---- Provided material

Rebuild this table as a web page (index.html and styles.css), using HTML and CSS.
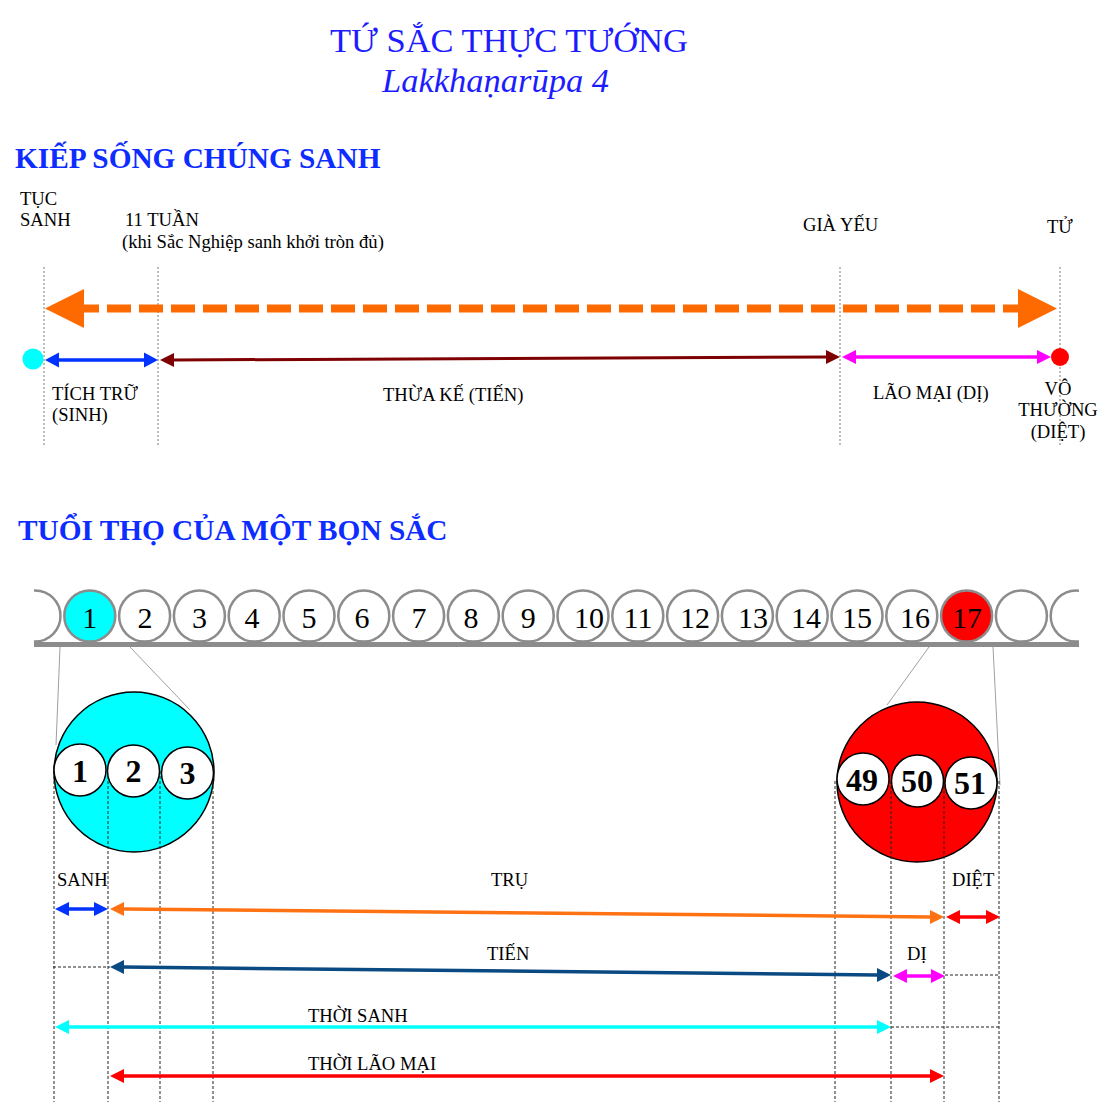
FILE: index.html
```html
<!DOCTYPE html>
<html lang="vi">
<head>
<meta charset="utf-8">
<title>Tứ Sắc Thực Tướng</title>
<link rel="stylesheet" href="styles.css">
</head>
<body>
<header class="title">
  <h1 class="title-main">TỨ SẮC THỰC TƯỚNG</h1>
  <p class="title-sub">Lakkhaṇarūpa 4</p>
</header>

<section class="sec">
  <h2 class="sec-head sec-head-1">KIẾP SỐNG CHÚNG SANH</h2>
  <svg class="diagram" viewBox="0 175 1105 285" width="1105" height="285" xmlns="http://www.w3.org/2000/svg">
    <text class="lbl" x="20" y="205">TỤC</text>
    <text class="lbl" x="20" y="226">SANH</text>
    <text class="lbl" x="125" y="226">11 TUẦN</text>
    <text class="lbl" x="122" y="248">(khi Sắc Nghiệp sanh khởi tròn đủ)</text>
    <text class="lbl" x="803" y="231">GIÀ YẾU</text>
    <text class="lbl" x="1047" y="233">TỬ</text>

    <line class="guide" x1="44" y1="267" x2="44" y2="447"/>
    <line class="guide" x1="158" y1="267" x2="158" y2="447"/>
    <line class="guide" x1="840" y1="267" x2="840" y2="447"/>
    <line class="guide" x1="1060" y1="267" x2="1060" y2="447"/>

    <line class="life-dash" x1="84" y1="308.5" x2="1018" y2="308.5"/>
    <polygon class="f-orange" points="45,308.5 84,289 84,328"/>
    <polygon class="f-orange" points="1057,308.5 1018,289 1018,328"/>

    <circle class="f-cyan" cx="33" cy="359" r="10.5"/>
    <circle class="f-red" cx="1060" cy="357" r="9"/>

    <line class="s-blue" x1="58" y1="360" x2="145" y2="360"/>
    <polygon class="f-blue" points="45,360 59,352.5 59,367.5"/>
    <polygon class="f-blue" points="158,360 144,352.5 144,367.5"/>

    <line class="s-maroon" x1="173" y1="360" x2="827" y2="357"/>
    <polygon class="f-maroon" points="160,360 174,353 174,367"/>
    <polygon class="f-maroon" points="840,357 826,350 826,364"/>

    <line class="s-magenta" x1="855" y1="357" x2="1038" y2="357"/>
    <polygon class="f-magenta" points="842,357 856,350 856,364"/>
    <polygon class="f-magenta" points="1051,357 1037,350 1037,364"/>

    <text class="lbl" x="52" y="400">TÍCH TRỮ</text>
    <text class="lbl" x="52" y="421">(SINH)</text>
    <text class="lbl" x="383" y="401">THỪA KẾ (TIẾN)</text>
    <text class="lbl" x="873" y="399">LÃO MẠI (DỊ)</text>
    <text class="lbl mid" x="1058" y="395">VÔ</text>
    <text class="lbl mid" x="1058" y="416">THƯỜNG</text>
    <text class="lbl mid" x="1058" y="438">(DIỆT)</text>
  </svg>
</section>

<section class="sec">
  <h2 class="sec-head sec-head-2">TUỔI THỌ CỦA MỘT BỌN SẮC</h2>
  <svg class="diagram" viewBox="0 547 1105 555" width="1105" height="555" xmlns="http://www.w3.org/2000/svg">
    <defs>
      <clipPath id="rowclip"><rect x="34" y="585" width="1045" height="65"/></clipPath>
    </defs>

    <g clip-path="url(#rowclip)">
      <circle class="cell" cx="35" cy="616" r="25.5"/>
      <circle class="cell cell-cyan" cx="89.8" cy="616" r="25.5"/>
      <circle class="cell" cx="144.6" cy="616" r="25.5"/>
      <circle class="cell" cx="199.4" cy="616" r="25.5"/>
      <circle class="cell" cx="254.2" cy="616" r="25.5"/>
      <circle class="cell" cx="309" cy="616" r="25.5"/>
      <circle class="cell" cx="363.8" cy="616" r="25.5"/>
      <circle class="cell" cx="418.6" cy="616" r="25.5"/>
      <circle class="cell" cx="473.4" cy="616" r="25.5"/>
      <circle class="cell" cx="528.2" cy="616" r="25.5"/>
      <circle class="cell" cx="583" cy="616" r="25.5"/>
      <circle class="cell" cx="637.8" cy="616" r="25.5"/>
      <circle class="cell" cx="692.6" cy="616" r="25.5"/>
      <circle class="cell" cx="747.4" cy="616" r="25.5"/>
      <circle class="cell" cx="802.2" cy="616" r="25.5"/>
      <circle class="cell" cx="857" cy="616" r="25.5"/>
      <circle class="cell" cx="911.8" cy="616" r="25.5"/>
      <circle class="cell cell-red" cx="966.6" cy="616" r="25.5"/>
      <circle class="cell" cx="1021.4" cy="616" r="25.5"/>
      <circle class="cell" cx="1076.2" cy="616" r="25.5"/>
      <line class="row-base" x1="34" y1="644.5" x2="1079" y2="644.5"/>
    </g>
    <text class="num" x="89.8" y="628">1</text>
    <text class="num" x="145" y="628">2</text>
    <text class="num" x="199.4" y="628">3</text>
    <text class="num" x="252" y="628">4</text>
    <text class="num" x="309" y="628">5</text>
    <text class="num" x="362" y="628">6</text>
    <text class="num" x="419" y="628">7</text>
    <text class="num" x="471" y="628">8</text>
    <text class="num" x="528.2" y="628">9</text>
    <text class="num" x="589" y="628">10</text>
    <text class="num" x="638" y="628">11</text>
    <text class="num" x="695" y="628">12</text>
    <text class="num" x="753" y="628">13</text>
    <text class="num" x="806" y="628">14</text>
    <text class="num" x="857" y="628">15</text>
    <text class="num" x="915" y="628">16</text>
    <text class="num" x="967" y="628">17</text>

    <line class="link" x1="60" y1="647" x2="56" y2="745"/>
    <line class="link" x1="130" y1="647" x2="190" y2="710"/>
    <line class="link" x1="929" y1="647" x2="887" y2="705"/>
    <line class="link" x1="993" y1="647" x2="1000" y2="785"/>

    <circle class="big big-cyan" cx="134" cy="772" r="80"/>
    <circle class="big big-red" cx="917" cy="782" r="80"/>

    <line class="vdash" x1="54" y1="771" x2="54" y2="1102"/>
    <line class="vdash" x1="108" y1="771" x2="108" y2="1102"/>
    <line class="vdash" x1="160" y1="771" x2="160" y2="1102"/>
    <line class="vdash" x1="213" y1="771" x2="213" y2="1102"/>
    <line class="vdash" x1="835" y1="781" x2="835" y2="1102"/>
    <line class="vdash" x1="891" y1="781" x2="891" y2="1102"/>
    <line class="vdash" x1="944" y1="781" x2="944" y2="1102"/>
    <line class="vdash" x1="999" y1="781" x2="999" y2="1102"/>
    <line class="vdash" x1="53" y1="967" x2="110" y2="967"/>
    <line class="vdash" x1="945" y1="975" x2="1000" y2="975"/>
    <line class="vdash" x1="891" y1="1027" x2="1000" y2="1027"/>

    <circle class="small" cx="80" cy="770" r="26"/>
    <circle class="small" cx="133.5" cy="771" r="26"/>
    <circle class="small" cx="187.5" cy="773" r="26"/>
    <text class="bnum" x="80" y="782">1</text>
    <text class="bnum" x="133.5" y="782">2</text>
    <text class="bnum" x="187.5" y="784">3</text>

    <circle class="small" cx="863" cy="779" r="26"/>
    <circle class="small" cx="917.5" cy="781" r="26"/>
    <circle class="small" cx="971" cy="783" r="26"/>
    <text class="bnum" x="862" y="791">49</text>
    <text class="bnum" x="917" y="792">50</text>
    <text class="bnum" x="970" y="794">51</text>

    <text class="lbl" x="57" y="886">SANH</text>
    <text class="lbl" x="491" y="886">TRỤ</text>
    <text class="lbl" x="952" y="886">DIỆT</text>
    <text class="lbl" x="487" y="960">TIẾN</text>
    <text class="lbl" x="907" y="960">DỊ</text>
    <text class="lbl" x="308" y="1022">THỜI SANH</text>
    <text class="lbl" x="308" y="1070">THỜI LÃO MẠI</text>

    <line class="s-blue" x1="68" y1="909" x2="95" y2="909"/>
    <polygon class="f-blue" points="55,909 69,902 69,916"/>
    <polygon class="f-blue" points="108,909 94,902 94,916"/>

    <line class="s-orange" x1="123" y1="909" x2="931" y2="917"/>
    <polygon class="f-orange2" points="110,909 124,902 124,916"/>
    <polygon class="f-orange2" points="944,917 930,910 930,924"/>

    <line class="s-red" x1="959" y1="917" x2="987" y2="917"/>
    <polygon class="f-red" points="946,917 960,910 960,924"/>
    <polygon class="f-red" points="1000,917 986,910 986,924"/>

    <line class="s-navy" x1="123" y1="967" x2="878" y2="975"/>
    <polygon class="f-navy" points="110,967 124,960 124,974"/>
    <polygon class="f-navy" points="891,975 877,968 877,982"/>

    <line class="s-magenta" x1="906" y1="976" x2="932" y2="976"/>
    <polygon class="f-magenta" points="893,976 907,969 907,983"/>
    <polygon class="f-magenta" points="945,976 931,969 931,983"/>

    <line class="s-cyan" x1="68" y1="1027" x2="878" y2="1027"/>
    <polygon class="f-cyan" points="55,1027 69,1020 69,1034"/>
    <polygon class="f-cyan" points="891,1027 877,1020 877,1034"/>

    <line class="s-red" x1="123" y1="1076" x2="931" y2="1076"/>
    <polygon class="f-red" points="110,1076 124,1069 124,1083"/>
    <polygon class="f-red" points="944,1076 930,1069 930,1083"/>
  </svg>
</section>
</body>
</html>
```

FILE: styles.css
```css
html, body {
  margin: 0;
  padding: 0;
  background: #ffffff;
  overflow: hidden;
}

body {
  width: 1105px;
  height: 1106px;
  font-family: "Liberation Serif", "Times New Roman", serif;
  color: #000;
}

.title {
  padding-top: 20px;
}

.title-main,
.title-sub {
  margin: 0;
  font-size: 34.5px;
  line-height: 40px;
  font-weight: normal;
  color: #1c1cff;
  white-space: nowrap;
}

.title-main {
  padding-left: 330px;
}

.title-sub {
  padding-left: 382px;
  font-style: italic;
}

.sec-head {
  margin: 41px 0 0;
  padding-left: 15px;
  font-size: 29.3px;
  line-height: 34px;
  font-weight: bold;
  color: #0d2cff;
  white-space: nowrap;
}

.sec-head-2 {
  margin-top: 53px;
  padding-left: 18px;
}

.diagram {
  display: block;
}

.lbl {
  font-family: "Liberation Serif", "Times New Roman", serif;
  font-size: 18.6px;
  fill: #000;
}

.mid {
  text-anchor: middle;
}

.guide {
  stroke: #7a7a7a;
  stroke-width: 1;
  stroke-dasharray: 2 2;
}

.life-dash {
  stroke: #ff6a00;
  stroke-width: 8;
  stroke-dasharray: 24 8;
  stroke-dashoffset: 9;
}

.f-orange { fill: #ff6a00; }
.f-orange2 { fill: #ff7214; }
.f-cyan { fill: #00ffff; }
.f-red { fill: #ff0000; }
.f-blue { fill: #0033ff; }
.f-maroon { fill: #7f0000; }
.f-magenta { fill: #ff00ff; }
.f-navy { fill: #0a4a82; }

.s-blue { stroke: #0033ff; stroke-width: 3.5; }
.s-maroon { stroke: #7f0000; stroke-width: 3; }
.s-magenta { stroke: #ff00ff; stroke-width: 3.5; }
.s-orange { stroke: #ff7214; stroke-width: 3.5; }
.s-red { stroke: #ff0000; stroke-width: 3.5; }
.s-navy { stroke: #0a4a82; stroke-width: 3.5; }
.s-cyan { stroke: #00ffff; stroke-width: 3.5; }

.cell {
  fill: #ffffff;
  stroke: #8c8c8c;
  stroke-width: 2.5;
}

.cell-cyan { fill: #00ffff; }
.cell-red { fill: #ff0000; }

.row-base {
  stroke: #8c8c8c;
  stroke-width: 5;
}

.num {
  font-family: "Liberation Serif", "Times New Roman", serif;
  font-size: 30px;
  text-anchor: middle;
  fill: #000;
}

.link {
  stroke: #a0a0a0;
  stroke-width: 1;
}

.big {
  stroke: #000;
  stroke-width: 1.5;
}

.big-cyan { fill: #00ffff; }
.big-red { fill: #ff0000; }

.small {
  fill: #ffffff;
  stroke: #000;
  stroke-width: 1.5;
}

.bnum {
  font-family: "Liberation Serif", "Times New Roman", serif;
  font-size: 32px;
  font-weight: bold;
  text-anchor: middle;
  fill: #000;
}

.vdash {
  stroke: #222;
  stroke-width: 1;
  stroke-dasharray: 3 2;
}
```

--------

▶ _Required task_: Identify every line holding the word "styles" and copy it out.

▶ _Complete answer_:
Rebuild this table as a web page (index.html and styles.css), using HTML and CSS.
<link rel="stylesheet" href="styles.css">
FILE: styles.css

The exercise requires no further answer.